## Start

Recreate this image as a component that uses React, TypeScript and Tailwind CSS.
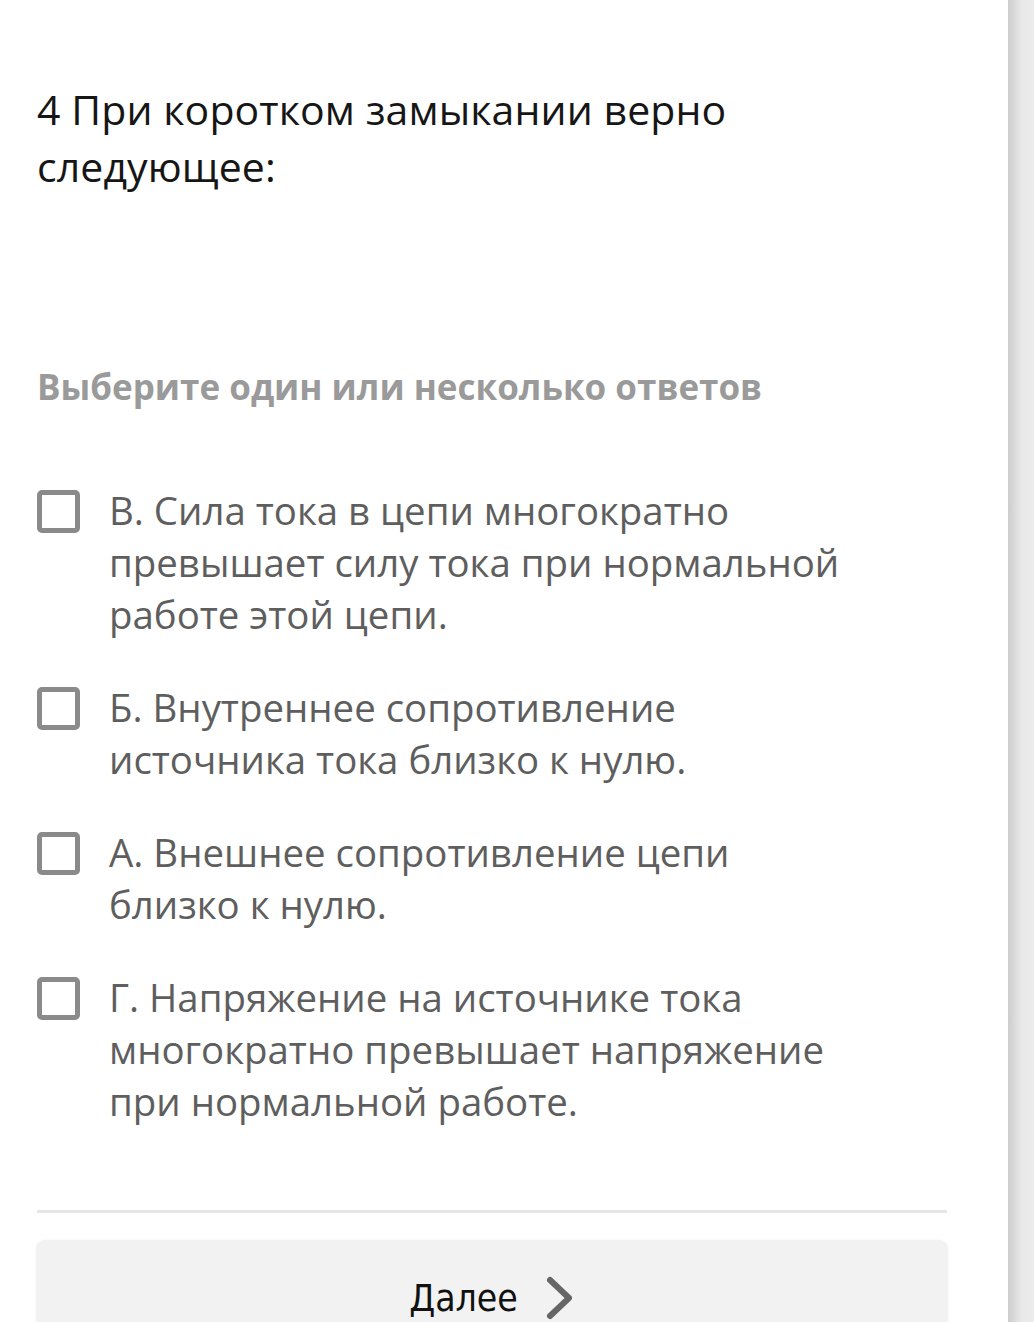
import React, { useState } from 'react';

type Option = { id: string; text: string };

const options: Option[] = [
  { id: 'v', text: 'В. Сила тока в цепи многократно превышает силу тока при нормальной работе этой цепи.' },
  { id: 'b', text: 'Б. Внутреннее сопротивление источника тока близко к нулю.' },
  { id: 'a', text: 'А. Внешнее сопротивление цепи близко к нулю.' },
  { id: 'g', text: 'Г. Напряжение на источнике тока многократно превышает напряжение при нормальной работе.' },
];

const App: React.FC = () => {
  const [checked, setChecked] = useState<Record<string, boolean>>({});

  const toggle = (id: string) => setChecked(prev => ({ ...prev, [id]: !prev[id] }));

  return (
    <div className="min-h-screen flex bg-white" style={{ fontFamily: '"Open Sans", "Noto Sans", sans-serif' }}>
      <main className="flex-1 pl-[37px] pr-[61px] pt-[81px]">
        <h1 className="text-[41px] leading-[57px] tracking-[0.1px] text-[#161616]">
          4 При коротком замыкании верно следующее:
        </h1>

        <p className="mt-[172px] text-[35px] leading-[40px] font-bold text-[#9a9a9a]">
          Выберите один или несколько ответов
        </p>

        <div className="mt-[77px] flex flex-col gap-[41px]">
          {options.map(o => (
            <label key={o.id} className="flex items-start gap-[29px] cursor-pointer">
              <span
                onClick={() => toggle(o.id)}
                className="mt-[6px] w-[43px] h-[43px] shrink-0 rounded-[5px] border-[5px] border-[#8a8a8a] bg-white flex items-center justify-center"
              >
                {checked[o.id] && (
                  <svg viewBox="0 0 24 24" className="w-7 h-7" fill="none" stroke="#555" strokeWidth="3">
                    <path d="M4 12l5 5L20 6" />
                  </svg>
                )}
              </span>
              <span className="max-w-[740px] text-[38.4px] leading-[52px] text-[#5e5e5e]">{o.text}</span>
            </label>
          ))}
        </div>

        <div className="mt-[83px] h-[3px] bg-[#e6e6e6]" />

        <button className="mt-[27px] w-full h-[110px] rounded-[8px] bg-[#f2f2f2] shadow-[0_1px_3px_rgba(0,0,0,0.12)] flex items-start justify-center gap-[27px] pt-[35px]">
          <span className="text-[37px] leading-[48px] text-[#111]" style={{ fontFamily: '"DejaVu Sans Condensed", "DejaVu Sans", sans-serif', fontStretch: 'condensed' }}>
            Далее
          </span>
          <svg viewBox="0 0 30 46" className="w-[30px] h-[46px]" fill="none" stroke="#666" strokeWidth="6" strokeLinecap="round" strokeLinejoin="round">
            <path d="M5 5l19 18L5 41" />
          </svg>
        </button>
      </main>
      <aside className="w-[26px] shrink-0 bg-gradient-to-r from-[#cdcdcd] via-[#e8e8e8] to-[#ececec]" />
    </div>
  );
};

export default App;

## End

* **Given request**
Exactly as written, please give again the lines from the beginning of the listing through the line containing "string; text: string", inclusive, without any pictures.

* **Solution below**
Recreate this image as a component that uses React, TypeScript and Tailwind CSS.
import React, { useState } from 'react';

type Option = { id: string; text: string };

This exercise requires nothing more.